Episode six of PAM & TOMMY goes into the past of Pamela Anderson
Directed by Hannah Fidell
Written by Sarah Gubbins
Starring Lily James, Sebastian Stan, Seth Rogen
New episodes airing Wednesdays on Hulu
by Kristian Cortez, Staff Writer
Episode six of Pam & Tommy is dedicated solely to Pamela Anderson, as it follows her through the deposition where she is given a myriad of inappropriate and intruding personal questions regarding her past. By intermixing flashbacks of Pam’s humble beginnings in Canada, the episode brings us deeper into the history of how Pamela Anderson became the Pamela Anderson we all know.
It begins in Canada in 1989, when Pam is discovered at a sports game after being featured on the jumbo screen. She takes an opportunity to start modeling and soon acquires the attention of Playboy magazine, who ask her to fly out to California for test shots. The camera then cuts back to the present time of 1996; back into the room where the deposition is being held and Pam is made to sit quietly and answer questions like, “Has Tommy ever paid for prostitutes?” Or if she herself has “ever been paid for sex?” Or if she “considers posing naked for a camera a sex act?”
The scene is then followed by Pam’s first experience at the Playboy Mansion. At first, she is nervous and unsure of how to conduct herself in front of the camera, before being told by the photographer that she can remove her blouse or keep it on, whichever way she is most comfortable. It is this option to choose that is significant to Pam, because it allows her the freedom to find empowerment through her sexuality in an environment that feels safe. Believing that, if at any moment, she feels like covering up, no one will object or deny her.
In a conversation with Hugh Hefner, he advises Pam to “separate [her] price from [her] worth” and that, by doing so, she can be any version of herself that she needs to be, and still remember who she truly is. She responds how “women have been doing that for centuries,” and how “playing parts is nothing new.” But it’s this moment that inspires Pam to begin crafting her new look, the one that will greet the world, and to her that means getting her breasts done to look more like the other girls in Playboy. Pam will model for the magazine several more times in the years leading up to 1996, forming a bond with Hefner, whom she considers a close friend. And it’s because of this information that Pam is then asked, back in the deposition room, if the sex tape was intentional. Created so that she could “expose” herself to the readers of Bob Guccione’s Penthouse magazine.
The opposing lawyer explains the feasibility of this by outlining the financial benefits Pam would acquire by giving pornographic images of herself to Penthouse magazine, given how much Hefner and Guccione dislike each other. Then, he asks her the question he’s been building up to all day: “what was the reason for making the tape at all, if it wasn’t like all [her] other pornographic activities: for the purpose of financial gain?” Pam doesn’t answer and instead we cut to the day Pam and Tommy leave for their honeymoon. Bubbling with excitement they pack up the car and begin filming the start of their trip where they spend their time dreaming about the family they are going to create. Later, when they’ve returned from their honeymoon, Tommy announces that he is putting the tape into his safe, not because of the possibility that someone may see it, but because it may contain the conception of their first child.
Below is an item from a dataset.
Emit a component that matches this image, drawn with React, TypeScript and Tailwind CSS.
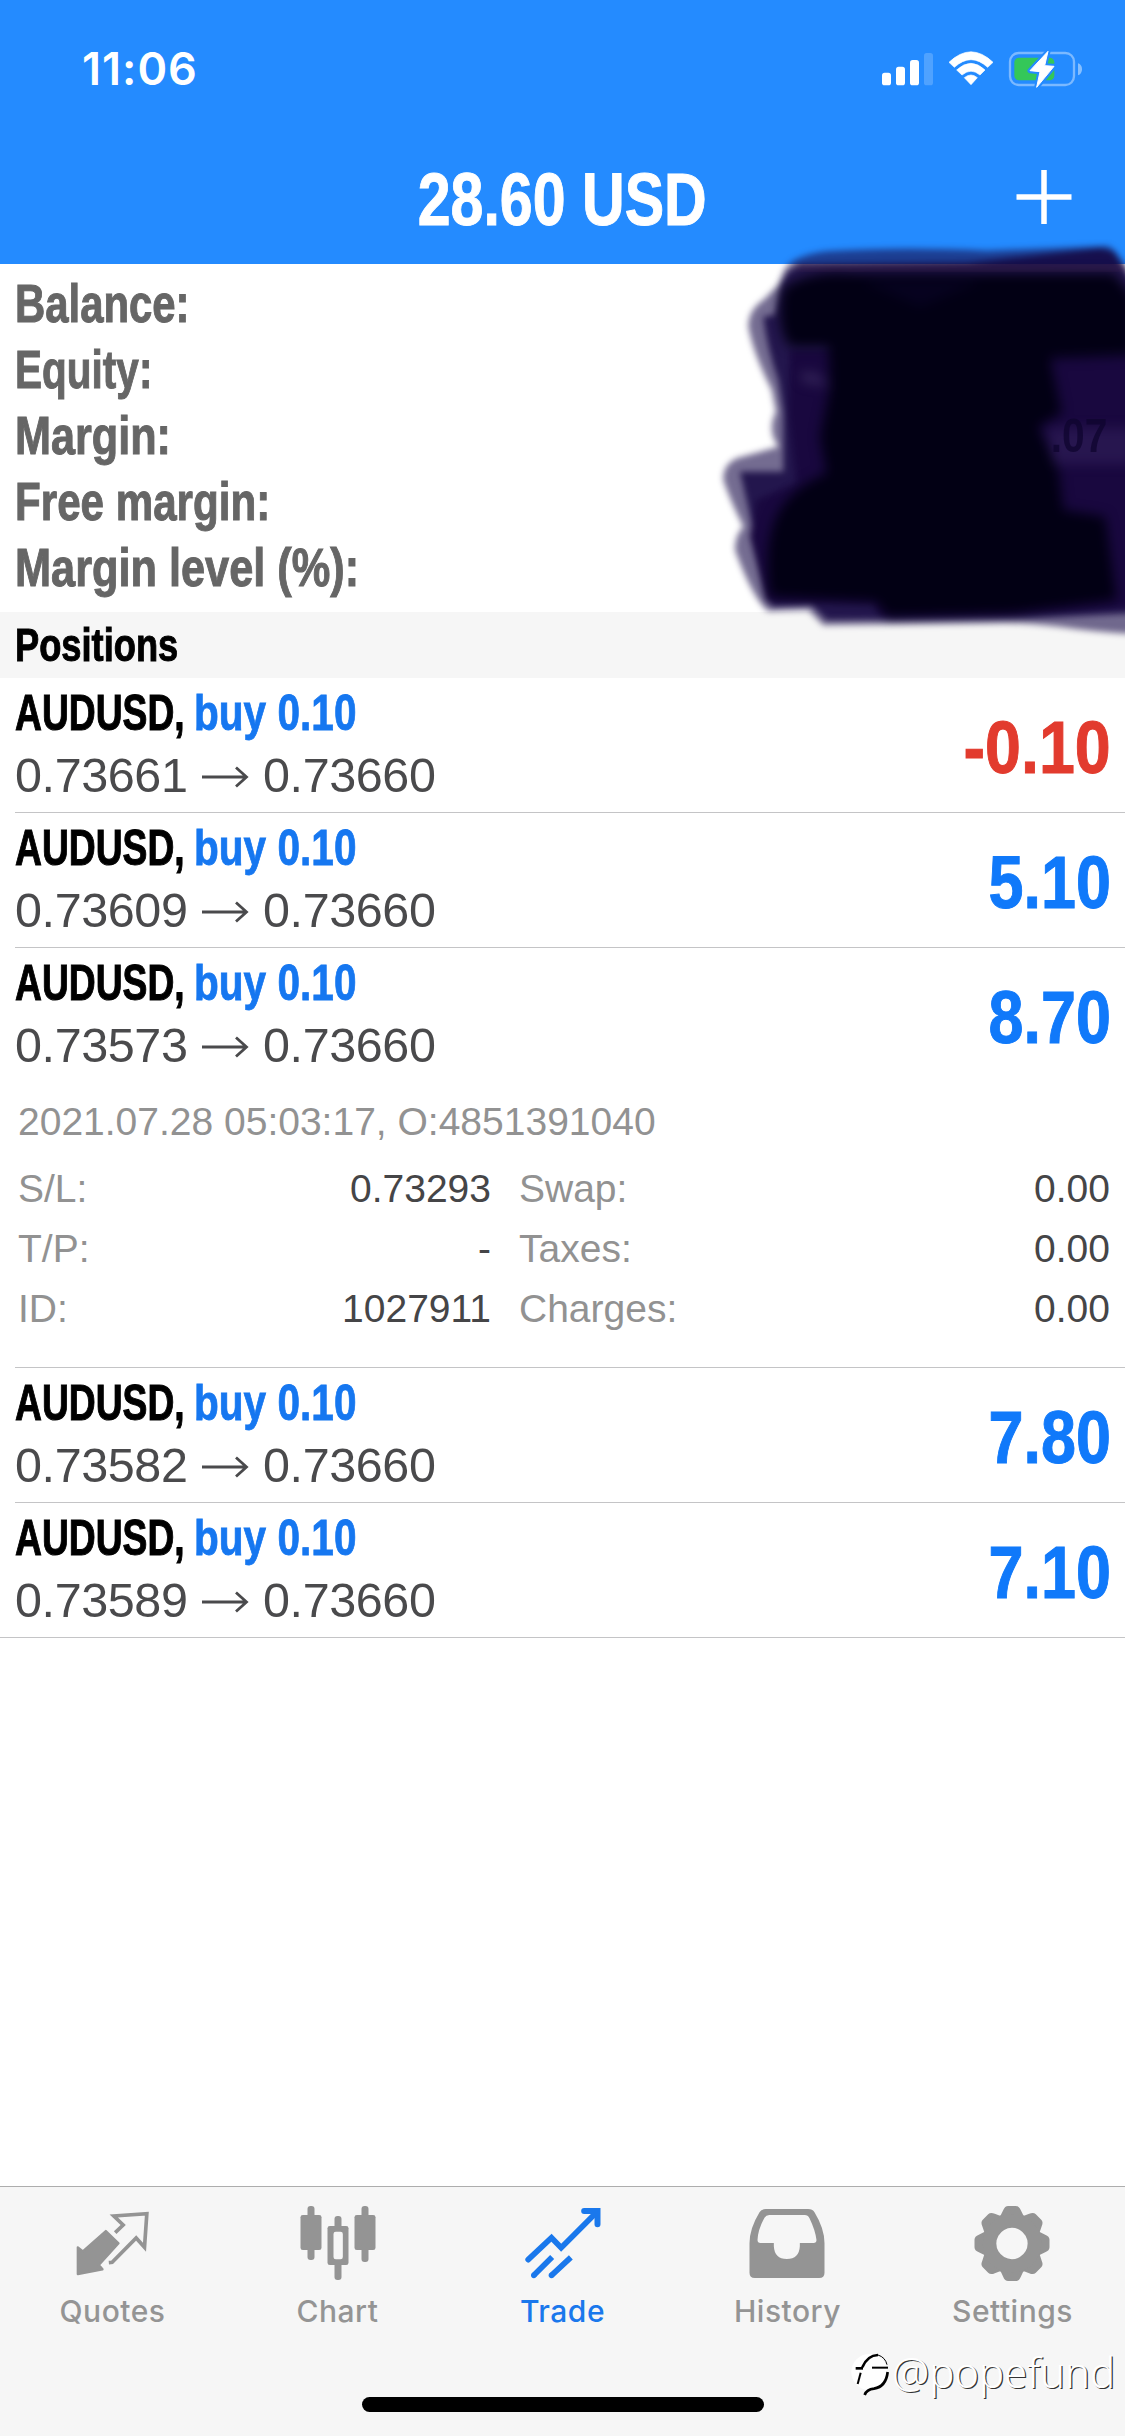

Then, the deposition takes a turn for the absolute worst when Pam is made to watch portions of the sex tape to identify herself and Tommy. So degrading is the act, that Pam rushes out of the room and vomits. At first, we think it is from being made to watch the tape with an audience, but then Pam touches her stomach, leaving us to wonder if she could be pregnant again. The questioning ends and is meant to start-up again the following day, but Pam puts her foot down with her lawyer. She won’t answer another question, and if he can’t make it happen she is getting new representation.
Episode six is a short episode that presents itself as an answer to the question many may have in regards to the tape: why do it in the first place? If she didn’t want this to happen, she should never have been naked on camera at all (this is including her photos in Playboy). The question is answered almost by the episode itself: it was an opportunity to get out of waitressing, out of Canada, to make real money, to create a better life. Or maybe, because it simply made her feel good, empowered, and sexy. In regards to the video, it could be that they were simply happy, excited, and in love. Or perhaps, there is no deeper reasoning beyond just feeling like it in the moment.
Regardless, the difference between Pam posing nude for magazines and recording herself having sex with her husband, lies in choosing when, where, and to whom she is revealing herself to. Take for instance the juxtaposition of Pam during her deposition, visibly uncomfortable at the questions being hurled at her, to then flashback to the Playboy shoot, at ease and nude in front of a camera. Both are exposing situations to be in, but the one that many would deem worse (nude, in front of a camera) is, in fact, not so terrible. In that environment Pam is shown respect which allows her to find comfort, unlike in the deposition where Pam’s entire character is being violated.
The title of this episode is “Pamela In Wonderland,” but as the contents so clearly imply, wonderland does not, in fact, exist as another place entirely—she is already living in it.